SUMMARY:

Forward-looking organizations must measure the true economic value of IT talent by prioritizing total impact and outcomes delivered per unit cost, rather than relying on misleading surface-level hourly rates, to secure a competitive advantage.

  • Focusing only on direct costs ignores critical variables that define actual value, such as throughput, quality, decision velocity, and long-term knowledge stability.
  • Leaders can assess talent across six key dimensions, including Productivity Yield, Durability of Deliverables, and Knowledge Capital, to move beyond simple cost analysis.
  • A resource with a higher hourly rate may ultimately result in a lower effective total cost for a project due to less rework, higher accuracy, and faster time-to-value.
  • Organizations that treat resources as mere commodities risk undermining crucial dimensions like speed, quality, and stakeholder trust, leading to false economies and greater hidden costs.

The strategic choice when selecting IT talent is not “Who costs less?” but rather “Who moves the organization forward more effectively and with fewer downstream risks?”.

Organizations often default to comparing resources based on cost. On paper, the calculation seems simple: Resource A charges $100/hour, Resource B charges $150/hour; therefore, Resource A must be the more economical choice.

But in practice, this arithmetic rarely reflects reality. Hourly rates do not capture the actual cost of talent, but rather the value delivered to the business.

Why Hourly Rate ≠ Real Value

Focusing only on direct costs ignores critical variables:

  • Throughput: How quickly can the resource produce outcomes of acceptable quality?
  • Quality: How much rework, oversight, or additional QA effort is required?
  • Decision Velocity: Does the resource enable or slow down business decision-making?
  • Stability: Is knowledge retained, or will turnover create repeated onboarding costs?

These factors often outweigh the initial rate difference. A cheaper resource who introduces delays, defects, or coordination overhead can end up costing significantly more in total.

A Practical Framework for Assessing Value

To move beyond surface-level cost analysis, leaders can assess talent across six dimensions:

  • Productivity Yield
    • Output per unit time is more important than the time billed.
    • Example: A senior developer may cost 40% more but complete tasks in half the time with fewer defects.
  • Durability of Deliverables
    • Well-structured code, reliable analysis, or robust designs minimize long-term maintenance.
    • Short-term savings vanish quickly if quality debt accumulates.
  • Initiative & Ownership
    • Independent problem-solvers reduce escalation overhead.
    • Proactive resources anticipate risks rather than react to them.
  • Collaboration Efficiency
    • Strong communicators accelerate alignment across teams.
    • Poor communication amplifies confusion and delays.
  • Client & Stakeholder Confidence
    • Trusted individuals require less justification and review.
    • Repeat requests for the same resource signal a clear value.
  • Knowledge Capital
    • Long-tenured resources build context that lowers ramp-up time for future work.
    • High turnover or low knowledge transfer can lead to hidden costs.

Case Analysis: Cost vs.

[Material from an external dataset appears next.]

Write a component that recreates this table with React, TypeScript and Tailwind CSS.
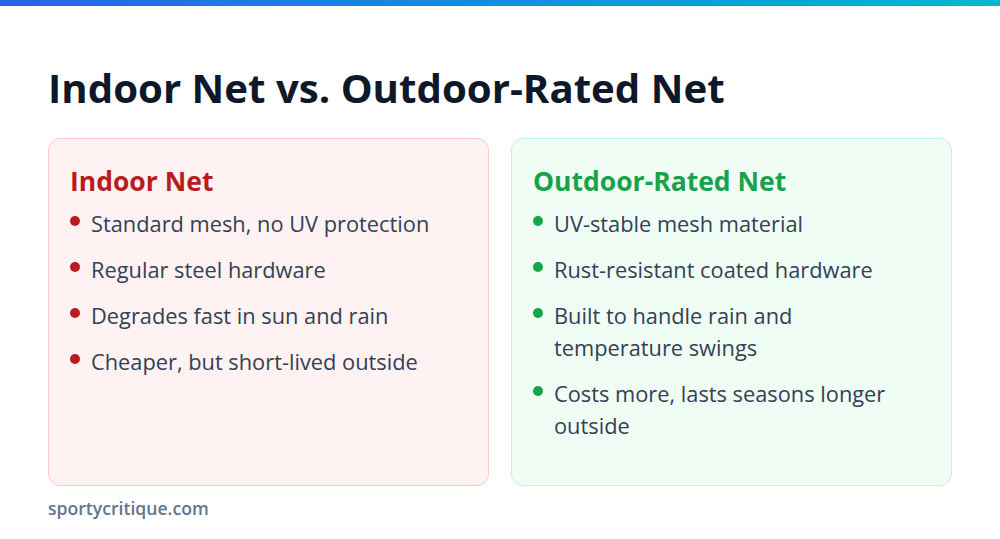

Value

  • Resource A: $100/hour, requires frequent review, average quality, 20% rework rate.
  • Resource B: $150/hour, works independently, delivers accurate outcomes, and has minimal rework.

For a 100-hour project:

  • Resource A takes 120 hours due to errors and clarifications → $12,000 total.
  • Resource B completes the work in 90 hours with minimal rework, resulting in a total cost of $13,500.

While Resource B appears costlier on the surface, the effective cost per unit of usable output is lower, with added benefits: higher quality, lower management overhead, and faster time-to-value.

Strategic Implication for Leaders

Beyond the Price Tag: Measuring the Real Value of IT Talent graph

Organizations that treat resources as commodities risk false economies. Cost-driven selection often undermines speed, quality, and stakeholder trust—dimensions that are crucial to achieving a competitive advantage.

Forward-looking leaders adopt a value-based lens:

  • They measure ROI in terms of outcomes delivered per unit cost, not raw hourly rates.
  • They prioritize talent that accelerates business momentum, reduces risk, and strengthens institutional knowledge.
  • They recognize that hidden costs—from delays to reputational risk—are often greater than direct costs.

Conclusion

The myth of “cheaper talent” persists because cost is easy to quantify, while value is harder to measure. However, the organizations that thrive are those that resist the illusion of savings and instead focus on total impact.

When choosing between resources, the better question is not “Who costs less?” but “Who moves us forward more effectively, with greater confidence and fewer downstream risks?”

That is where the fundamental economics of talent reside—well beyond the price tag.